(Newswire.net — April 5, 2020) — Along with the spread of the COVID-19 strain, misinformation is also spreading like a virus. One of the most persistent myths today is that this coronavirus type was made by scientists and that it “escaped” from a laboratory in Wuhan, China, where the epidemic began.
A new analysis of SARS-CoV-2 may finally refute this myth.
A group of researchers has compared the genome of this new coronavirus strain with six other coronaviruses known to infect humans: SARS, MERS, and SARS-CoV-2, which can cause serious illness; along with HKU1, NL63, OC43, and 229E, which usually cause mild symptoms, the researchers wrote on March 17 in the Nature Medicine journal.
“Our analyses clearly show that SARS-CoV-2 is not a laboratory construct or a deliberately modified virus,” the study authors wrote in a journal article.
Professor Kristian Andersen, Director of Infectious Disease Genomics at Scripps Research Translational Institute in California – Department of Immunology and Microbiology along with his colleagues examined the genetic pattern of spike proteins protruding from the surface of the virus. The virus uses these spikes to grasp the outer walls of a host cell and then enter.

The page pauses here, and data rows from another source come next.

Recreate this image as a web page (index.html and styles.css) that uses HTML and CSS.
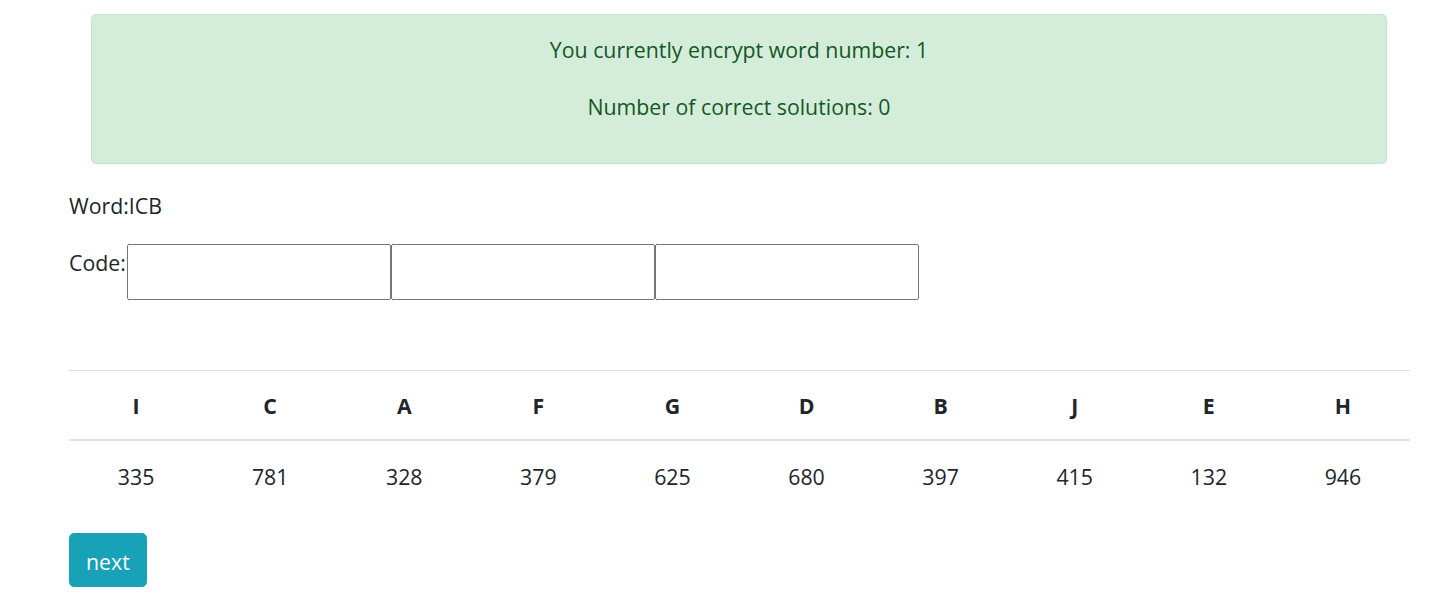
FILE: index.html
```html
<!DOCTYPE html>
<html lang="en">
<head>
<meta charset="utf-8">
<title>Encrypt</title>
<link rel="stylesheet" href="styles.css">
</head>
<body>
<div class="container">
  <div class="alert">
    <p>You currently encrypt word number: 1</p>
    <p>Number of correct solutions: 0</p>
  </div>
  <p class="word">Word:ICB</p>
  <div class="code-row">
    <span class="code-label">Code:</span>
    <input class="code-input" type="text">
    <input class="code-input" type="text">
    <input class="code-input" type="text">
  </div>
  <table class="table">
    <thead>
      <tr><th>I</th><th>C</th><th>A</th><th>F</th><th>G</th><th>D</th><th>B</th><th>J</th><th>E</th><th>H</th></tr>
    </thead>
    <tbody>
      <tr><td>335</td><td>781</td><td>328</td><td>379</td><td>625</td><td>680</td><td>397</td><td>415</td><td>132</td><td>946</td></tr>
    </tbody>
  </table>
  <button class="btn-next" type="button">next</button>
</div>
</body>
</html>
```
FILE: styles.css
```css
* { box-sizing: border-box; }
html, body { margin: 0; padding: 0; background: #fff; }
body {
  font-family: "Open Sans", "Noto Sans", "Liberation Sans", sans-serif;
  font-size: 21.3px;
  line-height: 30px;
  color: #212529;
}
.container {
  padding: 14px 31px 0 69px;
}
.alert {
  margin: 0 23px 0 22px;
  padding: 20px 20px 14px;
  background: #d4edda;
  border: 1px solid #c3e6cb;
  border-radius: 5px;
  color: #155724;
  text-align: center;
}
.alert p { margin: 0 0 27px; }
.word { margin: 27px 0 23px; }
.code-row {
  display: flex;
  align-items: flex-start;
}
.code-label { padding: 4px 1px 0 0; }
.code-input {
  width: 264px;
  height: 56px;
  margin: 0;
  border: 1px solid #767676;
  border-radius: 2px;
  background: #fff;
  font: inherit;
  padding: 0 4px;
}
.table {
  width: 100%;
  margin-top: 70px;
  border-collapse: collapse;
}
.table th, .table td {
  text-align: center;
  padding: 20px 15px;
  border-top: 1px solid #dee2e6;
  width: 10%;
}
.table th {
  font-weight: 700;
  padding-bottom: 18px;
  border-bottom: 2px solid #dee2e6;
}
.table td { padding-top: 21px; }
.btn-next {
  margin-top: 21px;
  padding: 3px 16px 0;
  height: 54px;
  background: #17a2b8;
  border: 1px solid #17a2b8;
  border-radius: 5px;
  color: #fff;
  font: inherit;
  line-height: 30px;
  cursor: pointer;
}
```
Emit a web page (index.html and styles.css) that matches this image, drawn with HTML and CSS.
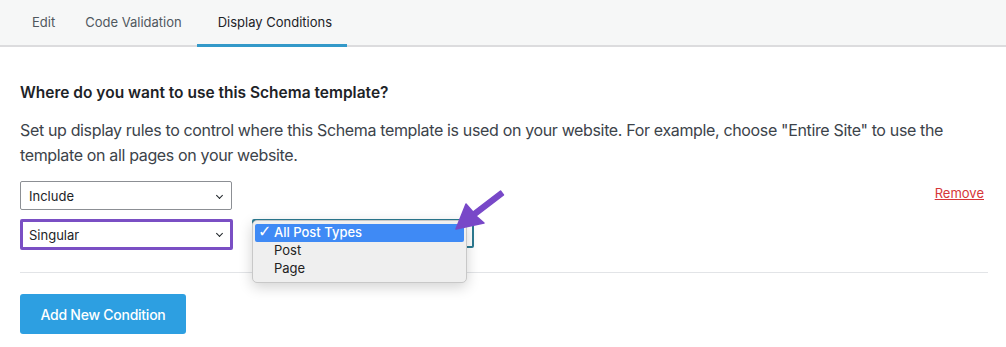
FILE: index.html
```html
<!DOCTYPE html>
<html lang="en">
<head>
    <meta charset="UTF-8">
    <title>Display Conditions</title>
    <link rel="stylesheet" href="styles.css">
</head>
<body>
    <nav class="tabs">
        <a class="tab">Edit</a>
        <a class="tab">Code Validation</a>
        <a class="tab active">Display Conditions</a>
    </nav>

    <main class="panel">
        <h2>Where do you want to use this Schema template?</h2>
        <p class="description">Set up display rules to control where this Schema template is used on your website. For example, choose "Entire Site" to use the template on all pages on your website.</p>

        <div class="condition-row">
            <div class="select">Include</div>
            <a class="remove">Remove</a>
        </div>

        <div class="condition-row second">
            <div class="select highlighted">Singular</div>
            <div class="select focused">
                <ul class="menu">
                    <li class="selected"><span class="check">✓</span>All Post Types</li>
                    <li>Post</li>
                    <li>Page</li>
                </ul>
            </div>
            <svg class="pointer" width="60" height="60" viewBox="0 0 60 60">
                <path d="M6 50 L16 25 L23 33 L50.5 12 L53.5 16 L26 37 L34 44 Z" fill="#7848c8" stroke="#7848c8" stroke-width="1.5" stroke-linejoin="round"/>
            </svg>
        </div>

        <hr class="divider">

        <button class="add-button">Add New Condition</button>
    </main>
</body>
</html>
```

FILE: styles.css
```css
* {
    margin: 0;
    padding: 0;
    box-sizing: border-box;
}

body {
    font-family: 'Inter', 'Noto Sans', sans-serif;
    color: #1d2327;
    background: #ffffff;
}

.tabs {
    display: flex;
    height: 47px;
    padding-left: 17px;
    background: #f6f7f7;
    border-bottom: 2px solid #dcdcde;
}

.tab {
    display: flex;
    align-items: center;
    padding: 0 15px 1px;
    margin-bottom: -2px;
    font-size: 13px;
    color: #50575e;
    border-bottom: 3px solid transparent;
}

.tab.active {
    color: #1d2327;
    border-bottom-color: #3399c9;
    padding-left: 21px;
}

.panel {
    padding: 36px 18px 0 20px;
}

h2 {
    font-size: 15.5px;
    font-weight: 600;
    line-height: 20px;
    color: #1d2327;
}

.description {
    margin-top: 15px;
    font-size: 16px;
    line-height: 25px;
    color: #3c434a;
    letter-spacing: -0.35px;
}

.condition-row {
    display: flex;
    align-items: center;
    margin-top: 13px;
    position: relative;
}

.condition-row.second {
    margin-top: 9px;
    gap: 19px;
}

.select {
    position: relative;
    width: 212px;
    height: 29px;
    padding: 0 8px;
    display: flex;
    align-items: center;
    font-size: 13px;
    color: #1d2327;
    border: 1px solid #8c8f94;
    border-radius: 2px;
    background: #fff;
}

.select::after {
    content: "";
    position: absolute;
    right: 9px;
    top: 11px;
    width: 4px;
    height: 4px;
    border-right: 1.5px solid #1d2327;
    border-bottom: 1.5px solid #1d2327;
    transform: rotate(45deg);
}

.select.highlighted {
    width: 213px;
    height: 31px;
    border: 3px solid #7a4fc4;
    padding-left: 6px;
}

.select.highlighted::after {
    right: 8px;
    top: 9px;
}

.select.focused {
    width: 222px;
    border: 2px solid #2c7a91;
    align-self: flex-start;
}

.select.focused::after {
    display: none;
}

.remove {
    margin-left: auto;
    margin-right: 4px;
    margin-top: -5px;
    font-size: 13px;
    color: #d63638;
    text-decoration: underline;
}

.menu {
    position: absolute;
    left: -2px;
    top: -1px;
    width: 215px;
    height: 63px;
    padding: 3px 2px;
    list-style: none;
    background: #efefef;
    border: 1px solid #c8c8c8;
    border-radius: 5px;
    box-shadow: 0 4px 14px rgba(0, 0, 0, 0.18);
    font-size: 13px;
    color: #222;
}

.menu li {
    height: 18px;
    line-height: 17px;
    padding-left: 19px;
    position: relative;
}

.menu li.selected {
    background: #3f8af5;
    color: #fff;
    font-weight: 500;
    border-radius: 2px;
}

.check {
    position: absolute;
    left: 3px;
    top: -1px;
    font-size: 16px;
    font-family: 'DejaVu Sans', sans-serif;
}

.pointer {
    position: absolute;
    left: 430px;
    top: -40px;
}

.divider {
    border: none;
    border-top: 1px solid #e2e4e7;
    margin-top: 22px;
}

.add-button {
    margin-top: 21px;
    width: 166px;
    height: 40px;
    background: #2d9fe1;
    color: #fff;
    border: none;
    border-radius: 3px;
    font-family: inherit;
    font-size: 14px;
    font-weight: 500;
    letter-spacing: -0.25px;
}
```
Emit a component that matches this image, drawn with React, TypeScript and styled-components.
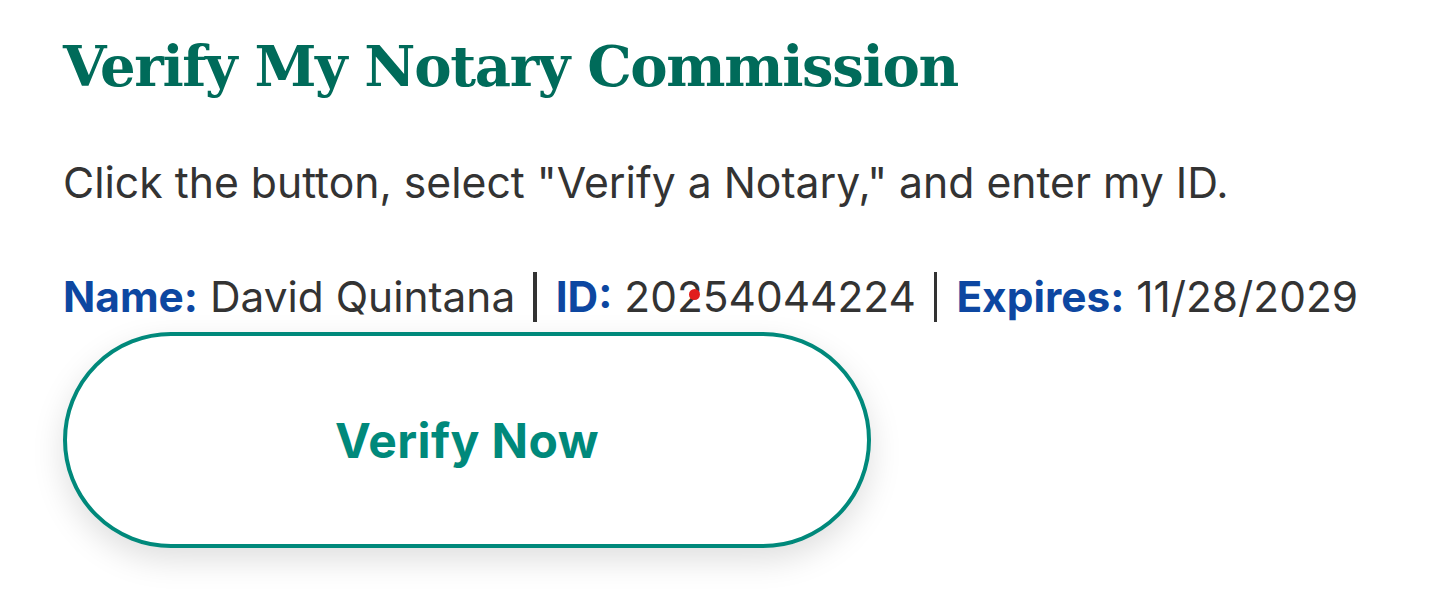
import React from "react";
import styled, { createGlobalStyle } from "styled-components";

const Global = createGlobalStyle`
  html, body { margin: 0; padding: 0; background: #ffffff; }
  body { font-family: Inter, "Noto Sans", sans-serif; color: #333333; }
`;

const Page = styled.main`
  padding: 16px 63px 50px 63px;
  display: flex;
  flex-direction: column;
  align-items: flex-start;
  position: relative;
`;

const Title = styled.h1`
  margin: 0;
  font-family: "DejaVu Serif", "Liberation Serif", serif;
  font-weight: 700;
  font-size: 56px;
  line-height: 100px;
  color: #006b5a;
  letter-spacing: -1.35px;
  white-space: nowrap;
`;

const Lead = styled.p`
  margin: 41px 0 0 0;
  font-size: 42.7px;
  line-height: 52px;
  color: #333333;
  white-space: nowrap;
`;

const Info = styled.p`
  margin: 62px 0 0 0;
  font-size: 42.4px;
  line-height: 52px;
  color: #333333;
  display: flex;
  align-items: center;
  white-space: pre;
`;

const Label = styled.span`
  color: #0d47a1;
  font-weight: 700;
`;

const Sep = styled.span`
  display: inline-block;
  width: 3.5px;
  height: 50px;
  background: #333333;
  margin: 0 19px 0 18px;
`;

const Button = styled.button`
  margin-top: 9px;
  width: 808px;
  height: 216px;
  box-sizing: border-box;
  border: 4px solid #00897b;
  border-radius: 999px;
  background: #ffffff;
  color: #00897b;
  font-family: Inter, "Noto Sans", sans-serif;
  font-weight: 700;
  font-size: 48px;
  letter-spacing: 0.4px;
  box-shadow: 0 12px 32px rgba(0, 0, 0, 0.13);
  cursor: pointer;
`;

const Dot = styled.span`
  position: absolute;
  left: 689px;
  top: 289px;
  width: 11px;
  height: 11px;
  border-radius: 50%;
  background: #e11d1d;
`;

export default function App() {
  return (
    <>
      <Global />
      <Page>
        <Title>Verify My Notary Commission</Title>
        <Lead>Click the button, select "Verify a Notary," and enter my ID.</Lead>
        <Info>
          <Label>Name:</Label> David Quintana<Sep />
          <Label>ID:</Label> 20254044224<Sep />
          <Label>Expires:</Label> 11/28/2029
        </Info>
        <Button>Verify Now</Button>
        <Dot />
      </Page>
    </>
  );
}
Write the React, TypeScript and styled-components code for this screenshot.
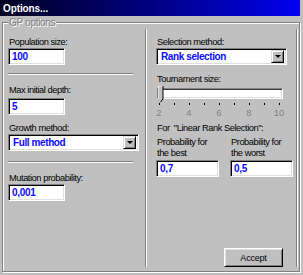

Scientists found that these spikes evolved to target human cell receptors called ACE2. It is so effective in binding to human cells that researchers have said that spike proteins are the result of natural selection rather than genetic engineering.
Here’s why: SARS-CoV-2 is very similar to the Severe Acute Respiratory Syndrome (SARS) virus, which spread around the globe almost 20 years ago. Scientists have studied how SARS-CoV differs from SARS-CoV-2 – with several key differences in the genetic code. Still, in computer simulations, mutations in SARS-CoV-2 do not seem to work very well in helping the virus bind to human cells. Had scientists deliberately constructed this virus, they would not have chosen the mutations that computer models assumed would not work. But it turns out that nature is smarter than scientists, and the new coronavirus has found a way to mutate in a more efficient – and completely different – manner than anything scientists could think to create, the study found.
Two years before the outbreak of the deadly coronavirus, scientists spoke of their fears about a new laboratory being built to study some of the world’s most dangerous viruses. Coincidently, the laboratory was built in Wuhan, the city at the heart of the outbreak of the new strain of the corona virus, which has so far infected more than a million people in the World.